Just proof that I'm still alive and doing other stuff beyond baby blankets: the WIPs I currently have on square frames. Does not include any knitting, crochet, or embroidery in round frames. The main light in my lounge is so yellow and rubbish. I need to sort that out.

And this is the point where I have to accept that I need to write out the next page of pattern. (The orange T is theta, the dark red T is Tau).

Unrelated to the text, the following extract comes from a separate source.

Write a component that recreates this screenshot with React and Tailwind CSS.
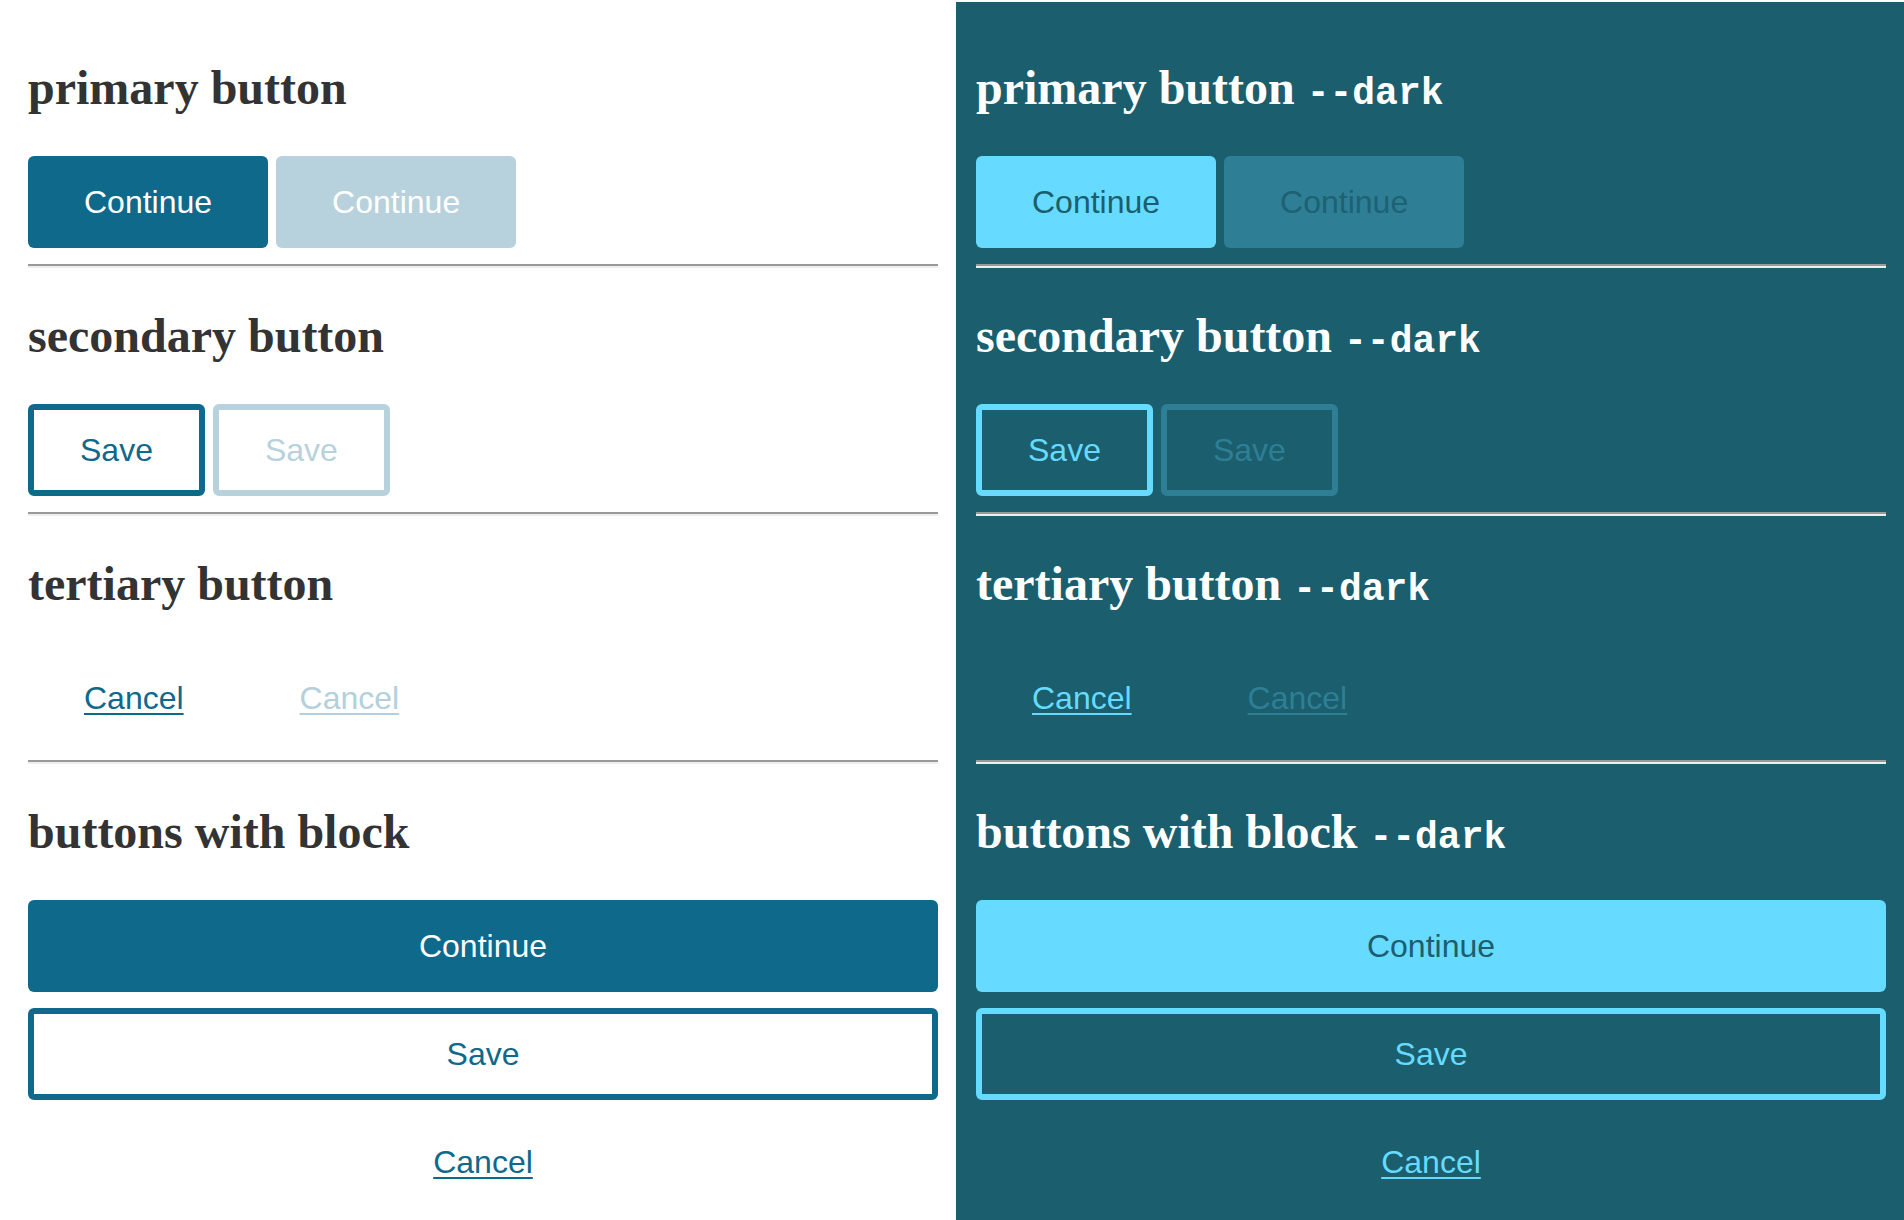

Differences achieved by slipping knitwise/purlwise for an SSK decrease, for anyone who has ever wondered. Top left is traditional SSK - both stitches slipped knitwise. Top right is SSK with both stitches slipped purlwise. Bottom left is first stitch slipped purlwise and second slipped knitwise. Bottom right is first stitch slipped knitwise and second slipped purlwise. You can see that the traditional SSK gives the smoothest line. But that might not always be the best style for a pattern. If you're working something that emphasises corners and angles, try one of the other three. SSK with knitwise then purlwise completely hides the second stitch being decreased so it gives a simple step pattern in the decrease. The other two allow a leg of the second stitch to show through so could work with designs where you want to emphasise complexity or a 2-1 rib design, etc.

This is another WIP from fellow artist Sam, and I just want to say: THIS. So much this. Every article I've read about the Prometheus Bound which argues that Zeus isn't a big bad points to this "gentle touch" that impregnates Io as if it's a good thing. Like, "well it's not rape because it's just a touch, a sort of immaculate conception so we don't even have to worry about consent at all." I'm working a bit on the Prometheus Bound right now as one of the only sources outside Hesiod that mentions Kratos and Bie (two of the children of Styx) and I'd been sending Sam problematic extracts from what I'd been reading, and then she just produces this: this beautiful, succinct piece of art that is this fantastic rebuttal to all these stupid articles I've been reading. And it's just. The. Best. Thing. Ever.